I think we can get to the real truth through writing about our experiences, faster than thinking about them because thoughts come too fast and they are so influenced by our conditioning.  It seems that most of them spring right up out our crusty old mental programs–and there’s nothing insightful or creative about that. Our minds have tens of thousands of thoughts spiraling through our head like javelins in a hurricane and it’s hard to see clearly in a storm.

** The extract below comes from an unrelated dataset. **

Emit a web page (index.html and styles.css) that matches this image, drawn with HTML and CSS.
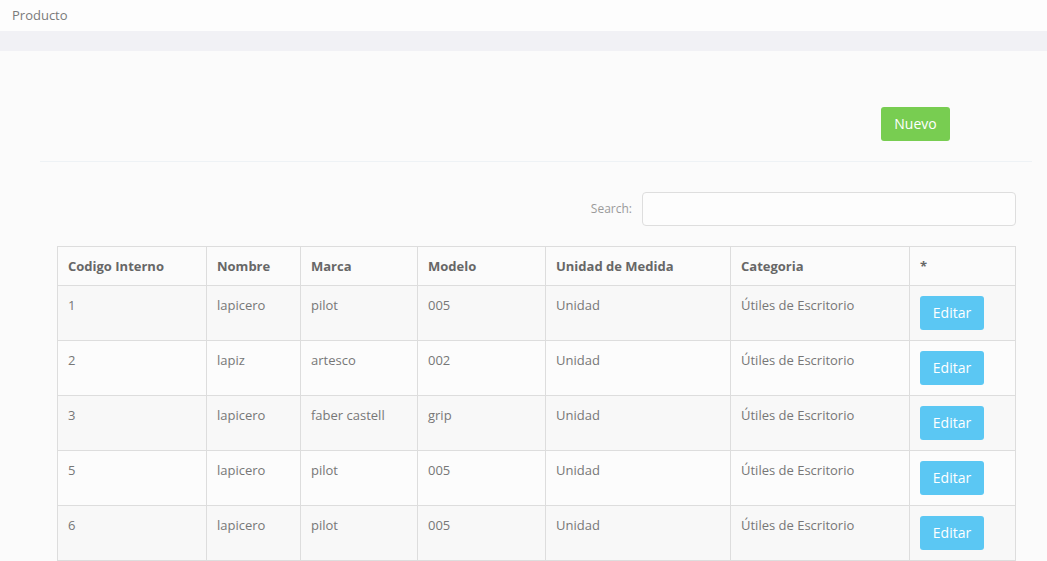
FILE: index.html
```html
<!DOCTYPE html>
<html>
<head>
<meta charset="utf-8">
<link rel="stylesheet" href="styles.css">
</head>
<body>
<div class="topbar">Producto</div>
<div class="stripe"></div>
<div class="content">
  <div class="toolbar">
    <button class="btn btn-success">Nuevo</button>
  </div>
  <hr class="divider">
  <div class="table-wrap">
    <div class="search-row">
      <label class="search-label">Search:</label>
      <input class="search-input" type="text">
    </div>
    <table class="grid">
      <colgroup>
        <col class="c1"><col class="c2"><col class="c3"><col class="c4"><col class="c5"><col class="c6"><col class="c7">
      </colgroup>
      <thead>
        <tr>
          <th>Codigo Interno</th>
          <th>Nombre</th>
          <th>Marca</th>
          <th>Modelo</th>
          <th>Unidad de Medida</th>
          <th>Categoria</th>
          <th>*</th>
        </tr>
      </thead>
      <tbody>
        <tr class="odd"><td>1</td><td>lapicero</td><td>pilot</td><td>005</td><td>Unidad</td><td>Útiles de Escritorio</td><td><button class="btn btn-info">Editar</button></td></tr>
        <tr><td>2</td><td>lapiz</td><td>artesco</td><td>002</td><td>Unidad</td><td>Útiles de Escritorio</td><td><button class="btn btn-info">Editar</button></td></tr>
        <tr class="odd"><td>3</td><td>lapicero</td><td>faber castell</td><td>grip</td><td>Unidad</td><td>Útiles de Escritorio</td><td><button class="btn btn-info">Editar</button></td></tr>
        <tr><td>5</td><td>lapicero</td><td>pilot</td><td>005</td><td>Unidad</td><td>Útiles de Escritorio</td><td><button class="btn btn-info">Editar</button></td></tr>
        <tr class="odd"><td>6</td><td>lapicero</td><td>pilot</td><td>005</td><td>Unidad</td><td>Útiles de Escritorio</td><td><button class="btn btn-info">Editar</button></td></tr>
      </tbody>
    </table>
  </div>
</div>
</body>
</html>
```
FILE: styles.css
```css
* { box-sizing: border-box; }
html, body {
  margin: 0;
  padding: 0;
  background: #fbfbfb;
  font-family: "Open Sans", "Liberation Sans", sans-serif;
  color: #777;
  font-size: 13px;
}
.topbar {
  height: 31px;
  background: #fdfdfd;
  padding: 6px 12px 0;
  font-size: 13px;
  line-height: 18px;
  color: #7a7a7a;
}
.stripe {
  height: 20px;
  background: #f1f1f5;
}
.content {
  padding: 0 15px 0 40px;
}
.toolbar {
  display: flex;
  justify-content: flex-end;
  padding: 56px 82px 0 0;
  height: 110px;
}
.btn {
  border: none;
  border-radius: 3px;
  color: #fff;
  font-family: "Open Sans", "Liberation Sans", sans-serif;
  font-size: 14px;
  height: 34px;
  padding: 0;
  line-height: 34px;
  cursor: pointer;
}
.btn-success {
  background: #78cd51;
  width: 69px;
}
.btn-info {
  background: #5bc7f3;
  width: 64px;
  display: block;
}
.divider {
  border: none;
  border-top: 1px solid #eef2f5;
  margin: 0;
  height: 0;
}
.table-wrap {
  padding: 30px 16px 0 17px;
}
.search-row {
  display: flex;
  justify-content: flex-end;
  align-items: center;
  gap: 10px;
  margin-bottom: 20px;
}
.search-label {
  font-size: 12px;
  color: #9a9a9a;
  margin-top: -2px;
}
.search-input {
  width: 374px;
  height: 34px;
  border: 1px solid #dedede;
  border-radius: 4px;
  background: #fdfdfd;
}
.grid {
  width: 958px;
  border-collapse: collapse;
  table-layout: fixed;
}
.grid th, .grid td {
  border: 1px solid #dddddd;
  padding: 10px 10px;
  text-align: left;
  vertical-align: top;
}
.grid th {
  font-weight: 700;
  color: #676767;
  line-height: 18px;
}
.grid td {
  line-height: 19px;
  height: 55px;
  color: #777;
}
.grid tr.odd td { background: #f8f8f8; }
.grid tbody tr:not(.odd) td { background: #fcfcfc; }
.c1 { width: 149px; }
.c2 { width: 94px; }
.c3 { width: 117px; }
.c4 { width: 128px; }
.c5 { width: 185px; }
.c6 { width: 179px; }
.c7 { width: 106px; }
```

Speakingand sharing with others can sometimes challenge our honesty, because if we are talking to another person, we are most likely censoring, in large or small ways Unless we have very very safe friends who can remain 100% neutral and without opinions, as well as be unconditionally accepting, we are unknowingly influencing what we share. We have a core need to accepted and we don’t want people to see us standing in our most vulnerable rooms, totally naked.

 

But writing…writing is where we can tell the whole truth about our condition.  We write for ourselves because we are the ones that matter the most in the equation.  The original text is not for other people, though we sometimes share pieces later–we write to come home so we know what’s up in our own lives.

 

Writing also allows us to slow life down enough to dip into the deeper veins of knowledge waiting to be discovered if we’d just give it a little more time and attention.It slows us down enough to see that our lives unfold frame by frame.
I love it when life slows down.  I love sitting on this bench with nowhere to go and my to-do list resting at the bottom of the Grand Canyon.  I love the faint smell of rain that just blew through here.  I didn’t notice that before.

 

I didn’t come here to get something done today–I came here to get undone, to BE.  Writing helps us make love to the moment as though it’s all we have and when we experience that, we find ourselves wrapped totally inside the romance of the most simple things. Slow motion reveals what high speed can never show.  Placing a kiss on the cheek of your child is an event.  When his fingers brush your forearm and your heart flutters while your body raises with intrigue–that’s epic.

 

I have often not had the patience for writing, because I was scared of it– I was scared to experience my life that deeply.  And I was fooled thinking that satisfaction, that real achievement was in winning the next race, instead of right here in front of me. Yet, when I look closely, I can see it in the brilliant, ordinary splendor of my current life.

 

I can see that real achievement — is to experience my own being. This is a uncommon accomplishment that few enjoy (and there’s nothing to win here, but your own life back.)

 

For me, writing is what brought me home to my real self over ten years ago, and I’m still using that tool to cut through different versions of a falsehood that try to invade me even today.

 

But I always know if I get lost in self-despair like I did ten years ago, or over achievement like I did ten minutes ago, I can find my way again.

 

Because I will always have a blank page to show me the way back home.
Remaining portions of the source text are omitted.